March 31, 2015 in Blogs

By Political Zach Foster

Should members of the Libertarian Party support Rand Paul this election season? It’s a question making its rounds among Libertarians and libertarian Republicans. The answer to that question depends on a person’s conscience.

If you want an answer from me, folks, I’d say yes. It’s my opinion that Libertarians should stand with our brothers and sisters in the Republican Liberty Caucus, for the simple reason that Rand Paul’s message will advance the libertarian cause. For me, this is above Party loyalty—I left the Republican Party because “Party loyalty” doesn’t fly with me.

Not everybody in the LP will agrees with me on this, and I’m at peace with that. I understand the Party will run its own presidential candidate or risk irreparable weakness of the organization.

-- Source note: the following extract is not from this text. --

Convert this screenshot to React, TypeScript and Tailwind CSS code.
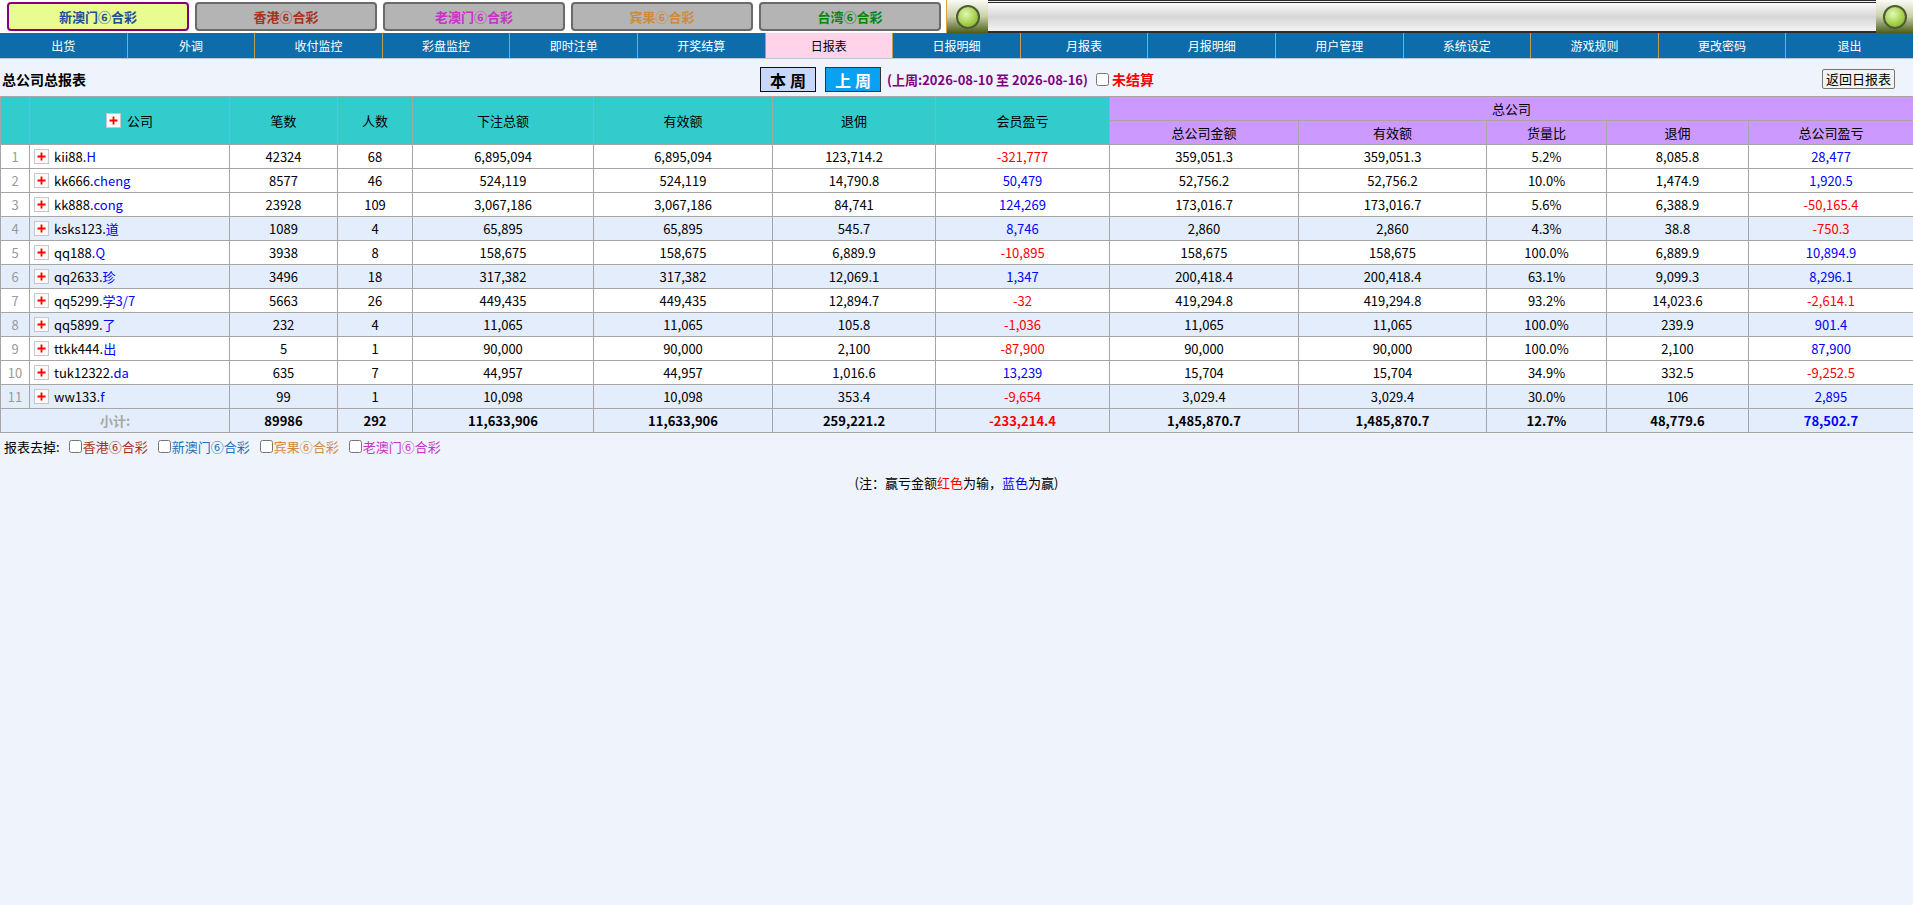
import React from 'react';

const FONT = { fontFamily: '"Noto Sans CJK SC", "Liberation Sans", sans-serif' };

const TABS = [
  { label: '新澳门⑥合彩', active: true, color: 'text-[#1b4f9a]' },
  { label: '香港⑥合彩', color: 'text-[#a8321e]' },
  { label: '老澳门⑥合彩', color: 'text-[#c832c8]' },
  { label: '宾果⑥合彩', color: 'text-[#d08a3c]' },
  { label: '台湾⑥合彩', color: 'text-[#0a840a]' },
];

const NAV = ['出货', '外调', '收付监控', '彩盘监控', '即时注单', '开奖结算', '日报表', '日报明细', '月报表', '月报明细', '用户管理', '系统设定', '游戏规则', '更改密码', '退出'];

const ROWS = [
  ['kii88.', 'H', '42324', '68', '6,895,094', '6,895,094', '123,714.2', '-321,777', '359,051.3', '359,051.3', '5.2%', '8,085.8', '28,477'],
  ['kk666.', 'cheng', '8577', '46', '524,119', '524,119', '14,790.8', '50,479', '52,756.2', '52,756.2', '10.0%', '1,474.9', '1,920.5'],
  ['kk888.', 'cong', '23928', '109', '3,067,186', '3,067,186', '84,741', '124,269', '173,016.7', '173,016.7', '5.6%', '6,388.9', '-50,165.4'],
  ['ksks123.', '道', '1089', '4', '65,895', '65,895', '545.7', '8,746', '2,860', '2,860', '4.3%', '38.8', '-750.3'],
  ['qq188.', 'Q', '3938', '8', '158,675', '158,675', '6,889.9', '-10,895', '158,675', '158,675', '100.0%', '6,889.9', '10,894.9'],
  ['qq2633.', '珍', '3496', '18', '317,382', '317,382', '12,069.1', '1,347', '200,418.4', '200,418.4', '63.1%', '9,099.3', '8,296.1'],
  ['qq5299.', '学3/7', '5663', '26', '449,435', '449,435', '12,894.7', '-32', '419,294.8', '419,294.8', '93.2%', '14,023.6', '-2,614.1'],
  ['qq5899.', '了', '232', '4', '11,065', '11,065', '105.8', '-1,036', '11,065', '11,065', '100.0%', '239.9', '901.4'],
  ['ttkk444.', '出', '5', '1', '90,000', '90,000', '2,100', '-87,900', '90,000', '90,000', '100.0%', '2,100', '87,900'],
  ['tuk12322.', 'da', '635', '7', '44,957', '44,957', '1,016.6', '13,239', '15,704', '15,704', '34.9%', '332.5', '-9,252.5'],
  ['ww133.', 'f', '99', '1', '10,098', '10,098', '353.4', '-9,654', '3,029.4', '3,029.4', '30.0%', '106', '2,895'],
];

const SHADED = [3, 5, 7, 10];

const COLS = [29, 200, 108, 75, 181, 179, 163, 174, 189, 188, 120, 142, 165];

function pl(v: string) {
  return v.startsWith('-') ? 'text-[#ff0000]' : 'text-[#0000ff]';
}

function PlusBox() {
  return (
    <span className="inline-flex items-center justify-center w-[15px] h-[15px] border border-[#c8c8c8] bg-[#fafafa] align-middle">
      <svg width="9" height="9" viewBox="0 0 9 9">
        <path d="M4.5 0.5v8M0.5 4.5h8" stroke="#ff0000" strokeWidth="1.8" />
      </svg>
    </span>
  );
}

function GreenKnob({ w }: { w: string }) {
  return (
    <div className={`${w} h-full flex items-center justify-center bg-gradient-to-b from-[#fbfbf4] via-[#c9cfa8] to-[#4e5f12]`}>
      <div className="w-[24px] h-[24px] rounded-full border-2 border-[#4f5a36] bg-[radial-gradient(circle_at_40%_35%,#e4f8b8,#a4d24a_55%,#72a02a)]" />
    </div>
  );
}

export default function App() {
  return (
    <div className="min-h-[905px] bg-[#eef3fc] text-[13px] text-black" style={FONT}>
      {/* top tabs */}
      <div className="h-[33px] bg-white flex">
        <div className="w-[946px] flex items-center gap-[6px] pl-[7px]">
          {TABS.map((t) => (
            <div
              key={t.label}
              className={`w-[182px] h-[29px] rounded-[4px] border-2 flex items-center justify-center font-bold text-[13px] ${t.color} ${
                t.active ? 'bg-[#e8fc92] border-[#800080]' : 'bg-[#b4b4b4] border-[#6a6a6a]'
              }`}
            >
              {t.label}
            </div>
          ))}
        </div>
        <div className="w-[1px] bg-[#e0a238]" />
        <GreenKnob w="w-[41px]" />
        <div className="flex-1 h-full border-t-[3px] border-double border-b-2 border-[#2a2a2a] bg-gradient-to-b from-[#fafafa] via-[#d6d6d6] to-[#f4f4f4]" />
        <GreenKnob w="w-[37px]" />
      </div>

      {/* nav */}
      <div className="h-[26px] bg-[#0f6caa] flex border-b border-[#b8c8d8]">
        {NAV.map((n, i) => (
          <div
            key={n}
            className={`flex-1 flex items-center justify-center text-[12px] ${i > 0 ? 'border-l border-[#c99a56]' : ''} ${
              n === '日报表' ? 'bg-[#ffd3ea] text-black' : 'text-white'
            }`}
          >
            {n}
          </div>
        ))}
      </div>

      {/* title bar */}
      <div className="h-[37px] flex items-center relative">
        <div className="pl-[2px] pt-[4px] font-bold text-[14px]">总公司总报表</div>
        <div className="absolute left-[760px] top-[8px] flex items-center">
          <div className="w-[56px] h-[25px] border border-[#111] bg-[#c8d8fc] flex items-center justify-center font-bold text-[16px] tracking-[4px] pl-[4px]">本周</div>
          <div className="ml-[9px] w-[56px] h-[25px] border border-[#333] bg-[#0aa1f0] text-white flex items-center justify-center font-bold text-[16px] tracking-[4px] pl-[4px]">上周</div>
          <div className="ml-[6px] text-[#800080] font-bold text-[13px]">(上周:2026-08-10 至 2026-08-16)</div>
          <label className="ml-[8px] flex items-center gap-[3px] text-[#ff0000] font-bold text-[14px]">
            <input type="checkbox" className="w-[13px] h-[13px]" />
            未结算
          </label>
        </div>
        <button className="ml-auto mr-[18px] mt-[2px] h-[20px] px-[3px] border border-[#777] rounded-[2px] bg-[#f2f2f2] text-[13px] leading-none">返回日报表</button>
      </div>

      {/* table */}
      <table className="w-full table-fixed border-collapse text-[13px]">
        <colgroup>
          {COLS.map((w, i) => (
            <col key={i} style={{ width: w }} />
          ))}
        </colgroup>
        <thead>
          <tr className="h-[24px]">
            <th rowSpan={2} className="bg-[#33cccc] border border-[#a6a6a6] font-normal" />
            <th rowSpan={2} className="bg-[#33cccc] border border-[#a6a6a6] font-normal">
              <span className="inline-flex items-center gap-[6px]">
                <PlusBox />
                公司
              </span>
            </th>
            {['笔数', '人数', '下注总额', '有效额', '退佣', '会员盈亏'].map((h) => (
              <th key={h} rowSpan={2} className="bg-[#33cccc] border border-[#a6a6a6] font-normal">
                {h}
              </th>
            ))}
            <th colSpan={5} className="bg-[#cc99ff] border border-[#a6a6a6] font-normal">总公司</th>
          </tr>
          <tr className="h-[24px]">
            {['总公司金额', '有效额', '货量比', '退佣', '总公司盈亏'].map((h) => (
              <th key={h + 'b'} className="bg-[#cc99ff] border border-[#a6a6a6] font-normal">
                {h}
              </th>
            ))}
          </tr>
        </thead>
        <tbody>
          {ROWS.map((r, i) => (
            <tr key={i} className={`h-[24px] ${SHADED.includes(i) ? 'bg-[#e3edfc]' : 'bg-white'}`}>
              <td className="border border-[#a6a6a6] text-center text-[#9a9a9a]">{i + 1}</td>
              <td className="border border-[#a6a6a6] pl-[4px]">
                <span className="inline-flex items-center gap-[5px]">
                  <PlusBox />
                  <span>
                    {r[0]}
                    <span className="text-[#0000ff]">{r[1]}</span>
                  </span>
                </span>
              </td>
              {r.slice(2).map((v, j) => (
                <td key={j} className={`border border-[#a6a6a6] text-center ${j === 5 || j === 10 ? pl(v) : ''}`}>
                  {v}
                </td>
              ))}
            </tr>
          ))}
          <tr className="h-[24px] bg-[#e3edfc] font-bold">
            <td colSpan={2} className="border border-[#a6a6a6] text-center text-[#a8a8a8]">小计:</td>
            {['89986', '292', '11,633,906', '11,633,906', '259,221.2', '-233,214.4', '1,485,870.7', '1,485,870.7', '12.7%', '48,779.6', '78,502.7'].map((v, j) => (
              <td key={j} className={`border border-[#a6a6a6] text-center ${j === 5 || j === 10 ? pl(v) : ''}`}>
                {v}
              </td>
            ))}
          </tr>
        </tbody>
      </table>

      {/* filters */}
      <div className="mt-[4px] pl-[4px] flex items-center text-[13px]">
        <span>报表去掉:</span>
        <label className="ml-[9px] flex items-center text-[#a8321e]">
          <input type="checkbox" className="w-[13px] h-[13px] mr-[1px]" />香港⑥合彩
        </label>
        <label className="ml-[10px] flex items-center text-[#1a72c4]">
          <input type="checkbox" className="w-[13px] h-[13px] mr-[1px]" />新澳门⑥合彩
        </label>
        <label className="ml-[10px] flex items-center text-[#d48a3a]">
          <input type="checkbox" className="w-[13px] h-[13px] mr-[1px]" />宾果⑥合彩
        </label>
        <label className="ml-[10px] flex items-center text-[#c832c8]">
          <input type="checkbox" className="w-[13px] h-[13px] mr-[1px]" />老澳门⑥合彩
        </label>
      </div>

      <div className="mt-[16px] text-center text-[13px]">
        (注：赢亏金额<span className="text-[#ff0000]">红色</span>为输，<span className="text-[#0000ff]">蓝色</span>为赢)
      </div>
    </div>
  );
}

Party members and other alienated voters will vote for that candidate, and they have every right to do so.

My personal strategy walks the line between the LP and RLC. I’ve been a dues-paying LP member since March of 2014, but I’m still registered to vote as a Republican. I’ll hold onto my GOP registration (and hold my nose in the meantime) so I can vote for Rand in the primary election. The minute my vote is cast, I’m changing my voter registration to Libertarian.

Regardless of Rand making it to the general election (God willing he does), I’m changing my registration the minute my primary vote is cast or the minute he ceases to be a presidential candidate—whichever comes first.

Yes, I understand that Rand Paul is not libertarian. He never claimed to be—we just wanted him to be. But his old-school brand of Goldwater conservatism contains enough libertarianism that his presidential candidacy would be an asset to the liberty movement.

Who else filibustered for 13 hours over the government assassinating American citizens? Who keeps introducing Audit the Fed into the Senate? How many ranking Republicans have been saying that national defense probablyshouldn’t involve going to war just for the hell of it?